• Short exercise
Set down each line of the data below exactly as it stands, dropping the pictures.

• Data extract
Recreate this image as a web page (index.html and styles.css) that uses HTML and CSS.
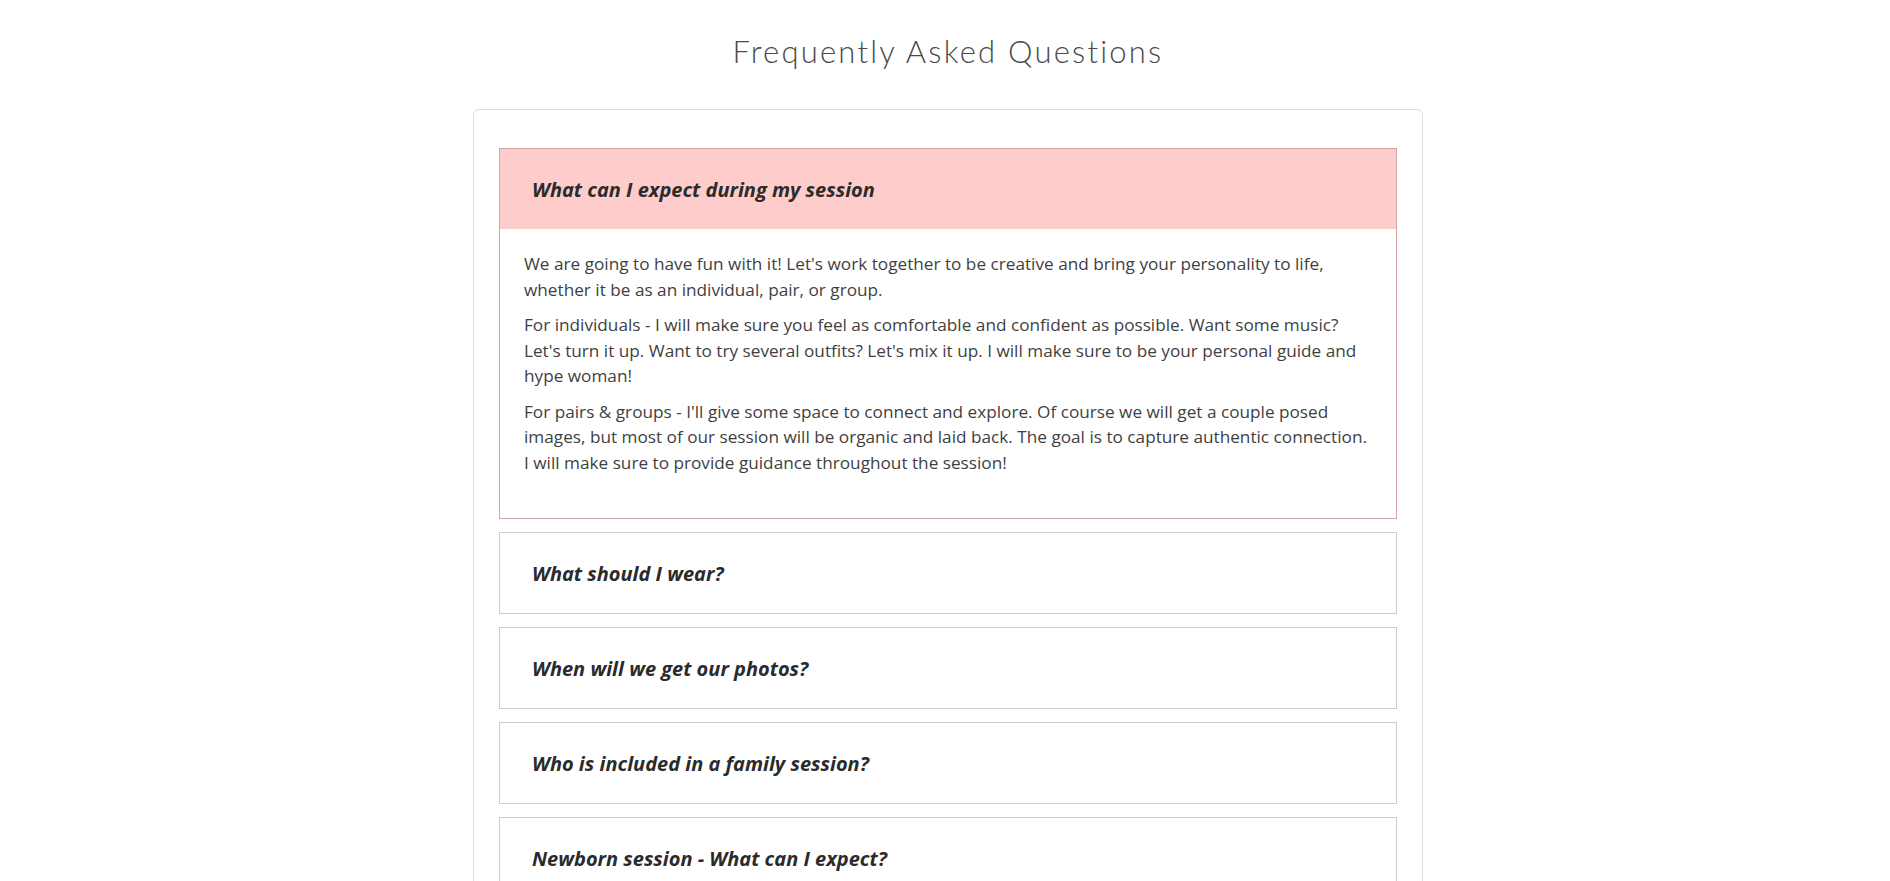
FILE: index.html
```html
<!DOCTYPE html>
<html lang="en">
<head>
    <meta charset="UTF-8">
    <meta name="viewport" content="width=device-width, initial-scale=1.0">
    <title>Frequently Asked Questions</title>
    <link rel="stylesheet" href="styles.css">
</head>
<body>
    <div class="page">
        <h1 class="page-title">Frequently Asked Questions</h1>
        <div class="faq-card">
            <details class="faq-item" open>
                <summary class="faq-question">What can I expect during my session</summary>
                <div class="faq-answer">
                    <p>We are going to have fun with it! Let's work together to be creative and bring your personality to life, whether it be as an individual, pair, or group.</p>
                    <p>For individuals - I will make sure you feel as comfortable and confident as possible. Want some music? Let's turn it up. Want to try several outfits? Let's mix it up. I will make sure to be your personal guide and hype woman!</p>
                    <p>For pairs &amp; groups - I'll give some space to connect and explore. Of course we will get a couple posed images, but most of our session will be organic and laid back. The goal is to capture authentic connection. I will make sure to provide guidance throughout the session!</p>
                </div>
            </details>
            <details class="faq-item">
                <summary class="faq-question">What should I wear?</summary>
            </details>
            <details class="faq-item">
                <summary class="faq-question">When will we get our photos?</summary>
            </details>
            <details class="faq-item">
                <summary class="faq-question">Who is included in a family session?</summary>
            </details>
            <details class="faq-item">
                <summary class="faq-question">Newborn session - What can I expect?</summary>
            </details>
        </div>
    </div>
</body>
</html>
```

FILE: styles.css
```css
body {
    margin: 0;
    background-color: #fff;
    color: #333;
    font-family: 'Open Sans', Lato, sans-serif;
}
.page {
    width: 950px;
    margin: 0 auto;
    padding-left: 6px;
    padding-bottom: 40px;
}
.page-title {
    margin: 0 0 38px;
    padding-top: 31px;
    line-height: 40px;
    font-family: Lato, sans-serif;
    font-size: 31px;
    font-weight: 300;
    letter-spacing: 2.2px;
    color: #4a4a4a;
    text-align: center;
}
.faq-card {
    border: 1px solid #ddd;
    border-radius: 6px;
    padding: 38px 25px 25px;
}
.faq-item {
    border: 1px solid #ccc;
    margin-bottom: 13px;
}
.faq-item[open] {
    border-color: #d4a3a3;
}
.faq-question {
    list-style: none;
    display: flex;
    align-items: center;
    height: 80px;
    padding: 0 32px;
    font-size: 20px;
    font-weight: bold;
    font-style: italic;
    color: #2b2b2b;
    cursor: pointer;
}
.faq-question::-webkit-details-marker {
    display: none;
}
.faq-item[open] .faq-question {
    background-color: #ffcccc;
}
.faq-answer {
    padding: 22px 24px 33px;
    font-size: 17.2px;
    line-height: 25.5px;
    color: #3f3f3f;
}
.faq-answer p {
    margin: 0 0 10px;
}
```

• Response to the task
Recreate this image as a web page (index.html and styles.css) that uses HTML and CSS.
FILE: index.html
```html
<!DOCTYPE html>
<html lang="en">
<head>
    <meta charset="UTF-8">
    <meta name="viewport" content="width=device-width, initial-scale=1.0">
    <title>Frequently Asked Questions</title>
    <link rel="stylesheet" href="styles.css">
</head>
<body>
    <div class="page">
        <h1 class="page-title">Frequently Asked Questions</h1>
        <div class="faq-card">
            <details class="faq-item" open>
                <summary class="faq-question">What can I expect during my session</summary>
                <div class="faq-answer">
                    <p>We are going to have fun with it! Let's work together to be creative and bring your personality to life, whether it be as an individual, pair, or group.</p>
                    <p>For individuals - I will make sure you feel as comfortable and confident as possible. Want some music? Let's turn it up. Want to try several outfits? Let's mix it up. I will make sure to be your personal guide and hype woman!</p>
                    <p>For pairs &amp; groups - I'll give some space to connect and explore. Of course we will get a couple posed images, but most of our session will be organic and laid back. The goal is to capture authentic connection. I will make sure to provide guidance throughout the session!</p>
                </div>
            </details>
            <details class="faq-item">
                <summary class="faq-question">What should I wear?</summary>
            </details>
            <details class="faq-item">
                <summary class="faq-question">When will we get our photos?</summary>
            </details>
            <details class="faq-item">
                <summary class="faq-question">Who is included in a family session?</summary>
            </details>
            <details class="faq-item">
                <summary class="faq-question">Newborn session - What can I expect?</summary>
            </details>
        </div>
    </div>
</body>
</html>
```

FILE: styles.css
```css
body {
    margin: 0;
    background-color: #fff;
    color: #333;
    font-family: 'Open Sans', Lato, sans-serif;
}
.page {
    width: 950px;
    margin: 0 auto;
    padding-left: 6px;
    padding-bottom: 40px;
}
.page-title {
    margin: 0 0 38px;
    padding-top: 31px;
    line-height: 40px;
    font-family: Lato, sans-serif;
    font-size: 31px;
    font-weight: 300;
    letter-spacing: 2.2px;
    color: #4a4a4a;
    text-align: center;
}
.faq-card {
    border: 1px solid #ddd;
    border-radius: 6px;
    padding: 38px 25px 25px;
}
.faq-item {
    border: 1px solid #ccc;
    margin-bottom: 13px;
}
.faq-item[open] {
    border-color: #d4a3a3;
}
.faq-question {
    list-style: none;
    display: flex;
    align-items: center;
    height: 80px;
    padding: 0 32px;
    font-size: 20px;
    font-weight: bold;
    font-style: italic;
    color: #2b2b2b;
    cursor: pointer;
}
.faq-question::-webkit-details-marker {
    display: none;
}
.faq-item[open] .faq-question {
    background-color: #ffcccc;
}
.faq-answer {
    padding: 22px 24px 33px;
    font-size: 17.2px;
    line-height: 25.5px;
    color: #3f3f3f;
}
.faq-answer p {
    margin: 0 0 10px;
}
```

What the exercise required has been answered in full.